Baron’s on 1st leaves a lasting impression with its fusion of old-world decor and modern flair, coupled with Chef Donaldson’s innovative and visually stunning dishes. This is made all the more impressive given Baron’s newness to Tulsa’s food scene. While there are certainly some critiques to be made, they do not overshadow the overall dining experience. With strong marks for flavor, presentation, and attentive service, Baron’s offers its patrons an atmosphere of opulence and elegance reminiscent of the oil barons of yesteryears.
Whether it’s enjoying an after-work cocktail, a romantic evening for two, or a gathering of friends or business partners, Baron’s provides a setting where guests can be wined and dined with excellence. Despite being relatively new, having only opened for a few weeks, Chef Donaldson has already showcased his culinary prowess and vision.
In learning about Chef Donaldson, his passion, his brilliance, and his flavor palate, I do believe that he has the ability to change the dining scene not only of Tulsa, but all of Oklahoma and beyond.
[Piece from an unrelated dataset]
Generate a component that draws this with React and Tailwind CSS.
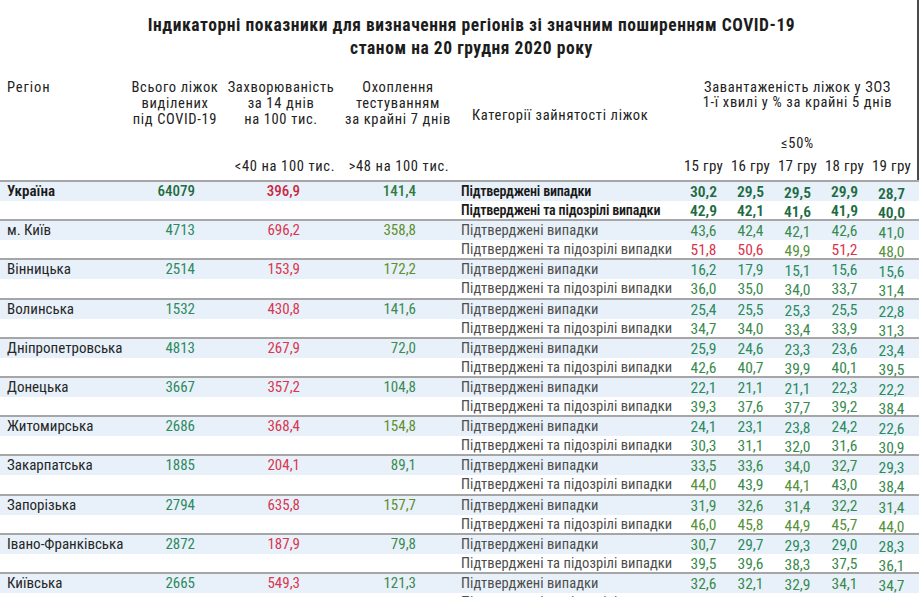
import React from 'react';

const COLS = 'grid grid-cols-[125px_75px_105px_156px_219px_47px_47px_47px_47px_47px_1fr]';

const rows = [
  { name: 'Україна', beds: '64079', morb: '396,9', test: '141,4', c: ['30,2', '29,5', '29,5', '29,9', '28,7'], s: ['42,9', '42,1', '41,6', '41,9', '40,0'], total: true },
  { name: 'м. Київ', beds: '4713', morb: '696,2', test: '358,8', c: ['43,6', '42,4', '42,1', '42,6', '41,0'], s: ['51,8', '50,6', '49,9', '51,2', '48,0'] },
  { name: 'Вінницька', beds: '2514', morb: '153,9', test: '172,2', c: ['16,2', '17,9', '15,1', '15,6', '15,6'], s: ['36,0', '35,0', '34,0', '33,7', '31,4'] },
  { name: 'Волинська', beds: '1532', morb: '430,8', test: '141,6', c: ['25,4', '25,5', '25,3', '25,5', '22,8'], s: ['34,7', '34,0', '33,4', '33,9', '31,3'] },
  { name: 'Дніпропетровська', beds: '4813', morb: '267,9', test: '72,0', c: ['25,9', '24,6', '23,3', '23,6', '23,4'], s: ['42,6', '40,7', '39,9', '40,1', '39,5'] },
  { name: 'Донецька', beds: '3667', morb: '357,2', test: '104,8', c: ['22,1', '21,1', '21,1', '22,3', '22,2'], s: ['39,3', '37,6', '37,7', '39,2', '38,4'] },
  { name: 'Житомирська', beds: '2686', morb: '368,4', test: '154,8', c: ['24,1', '23,1', '23,8', '24,2', '22,6'], s: ['30,3', '31,1', '32,0', '31,6', '30,9'] },
  { name: 'Закарпатська', beds: '1885', morb: '204,1', test: '89,1', c: ['33,5', '33,6', '34,0', '32,7', '29,3'], s: ['44,0', '43,9', '44,1', '43,0', '38,4'] },
  { name: 'Запорізька', beds: '2794', morb: '635,8', test: '157,7', c: ['31,9', '32,6', '31,4', '32,2', '31,4'], s: ['46,0', '45,8', '44,9', '45,7', '44,0'] },
  { name: 'Івано-Франківська', beds: '2872', morb: '187,9', test: '79,8', c: ['30,7', '29,7', '29,3', '29,0', '28,3'], s: ['39,5', '39,6', '38,3', '37,5', '36,1'] },
  { name: 'Київська', beds: '2665', morb: '549,3', test: '121,3', c: ['32,6', '32,1', '32,9', '34,1', '34,7'], s: ['44,2', '43,6', '44,0', '45,1', '45,3'] },
];

// small downward drift of the day values, like in the source sheet
const drift = ['pt-[1px]', 'pt-[1px]', 'pt-[2px]', 'pt-[1px]', 'pt-[3px]'];

function dayColor(v, total) {
  const n = parseFloat(v.replace(',', '.'));
  if (n >= 50) return 'text-[#d9344c]';
  if (total) return 'text-[#1d6b43] font-semibold';
  if (n < 30) return 'text-[#2b8a5e]';
  if (n < 44) return 'text-[#3a8a4e]';
  return 'text-[#56903a]';
}

function testColor(v) {
  const n = parseFloat(v.replace(',', '.'));
  return n > 150 ? 'text-[#5f8f2e]' : 'text-[#3b8a52]';
}

function Region({ r }) {
  const cat = r.total
    ? 'text-[#1a1a1a] font-semibold text-[14px] tracking-[-0.2px]'
    : 'text-[#4d4d4d] text-[14.5px] tracking-[0.05px]';
  return (
    <div className="border-t-2 border-[#a6a6a6]">
      <div className={`${COLS} h-[19px] bg-[#e8f1fa] leading-[19px] whitespace-nowrap`}>
        <div className={`pl-[7px] text-[15px] ${r.total ? 'font-semibold text-[#1a1a1a]' : 'text-[#262626]'}`}>{r.name}</div>
        <div className={`text-right pr-[5px] text-[15px] ${r.total ? 'text-[#1f6b40] font-medium' : 'text-[#2e8a5e]'}`}>{r.beds}</div>
        <div className={`text-right pr-[5px] text-[15px] ${r.total ? 'text-[#c8283e] font-medium' : 'text-[#d8374f]'}`}>{r.morb}</div>
        <div className={`text-right pr-[45px] text-[15px] ${r.total ? 'text-[#2f7a3f] font-medium' : testColor(r.test)}`}>{r.test}</div>
        <div className={cat}>Підтверджені випадки</div>
        {r.c.map((v, i) => (
          <div key={i} className={`text-center text-[15.5px] ${drift[i]} ${dayColor(v, r.total)}`}>{v}</div>
        ))}
        <div />
      </div>
      <div className={`${COLS} h-[18.2px] bg-white leading-[19px] whitespace-nowrap`}>
        <div />
        <div />
        <div />
        <div />
        <div className={cat}>Підтверджені та підозрілі випадки</div>
        {r.s.map((v, i) => (
          <div key={i} className={`text-center text-[15.5px] ${drift[i]} ${dayColor(v, r.total)}`}>{v}</div>
        ))}
        <div />
      </div>
    </div>
  );
}

export default function App() {
  return (
    <div className="w-[919px] h-[597px] overflow-hidden bg-white text-[#222] font-['Roboto_Condensed','Liberation_Sans_Narrow','Arial_Narrow',Roboto,sans-serif]">
      {/* HEADER */}
      <div className="h-[180px] border-r-2 border-[#4a4a4a]">
        <div className="pt-[14px] pl-[26px] text-center text-[17.5px] font-bold leading-[23px] tracking-[0.55px] text-[#1c1c1c]">
          <div>Індикаторні показники для визначення регіонів зі значним поширенням COVID-19</div>
          <div>станом на 20 грудня 2020 року</div>
        </div>

        <div className="mt-[20px] grid grid-cols-[130px_90px_122px_112px_226px_235px] text-[14.5px] leading-4 tracking-[0.65px] whitespace-nowrap">
          <div className="pl-[7px] tracking-[0.9px]">Регіон</div>
          <div className="flex flex-col items-center">
            <span>Всього ліжок</span>
            <span>виділених</span>
            <span>під COVID-19</span>
          </div>
          <div className="flex flex-col items-center">
            <span>Захворюваність</span>
            <span>за 14 днів</span>
            <span>на 100 тис.</span>
            <span className="mt-[31px] pl-[8px]">&lt;40 на 100 тис.</span>
          </div>
          <div className="flex flex-col items-center">
            <span>Охоплення</span>
            <span>тестуванням</span>
            <span>за крайні 7 днів</span>
            <span className="mt-[31px] pl-[2px]">&gt;48 на 100 тис.</span>
          </div>
          <div className="pl-[18px] pt-[28px]">Категорії зайнятості ліжок</div>
          <div className="flex flex-col items-center leading-[15px]">
            <span>Завантаженість ліжок у ЗОЗ</span>
            <span>1-ї хвилі у % за крайні 5 днів</span>
            <span className="mt-[26px] leading-4">≤50%</span>
            <div className="mt-[6px] grid w-full grid-cols-5 text-[15px] leading-4 tracking-[0.3px]">
              {['15', '16', '17', '18', '19'].map((d) => (
                <span key={d} className="text-center">{d} гру</span>
              ))}
            </div>
          </div>
        </div>
      </div>

      {/* BODY */}
      <div>
        {rows.map((r) => (
          <Region key={r.name} r={r} />
        ))}
      </div>
    </div>
  );
}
Baron’s is in its infancy, and with growth could very well obtain a 100/100 under Chef Donaldson’s care.
I highly recommend giving Baron’s a try. It’s an invitation to indulge in something sophisticated and fun. Whether you bring a friend, a loved one, or a business partner, immerse yourself in the grandeur of Chef Donaldson’s vision as he brings the old into 2024.
Service: 20/20; Alex and the team at Baron’s is nothing short of perfection.
Atmosphere: 18/20; Accomplishes what it sets out to be. Can get a little noisy. Very Niche.
Food: 50/60; Some excellent dishes with some bordering on transcendent. Some critiques in regards to dessert.
Overall: 88/100; The roaring ’20s meet the 21st century in a successful fashion, bringing back the good ole’ boys club that welcomes all.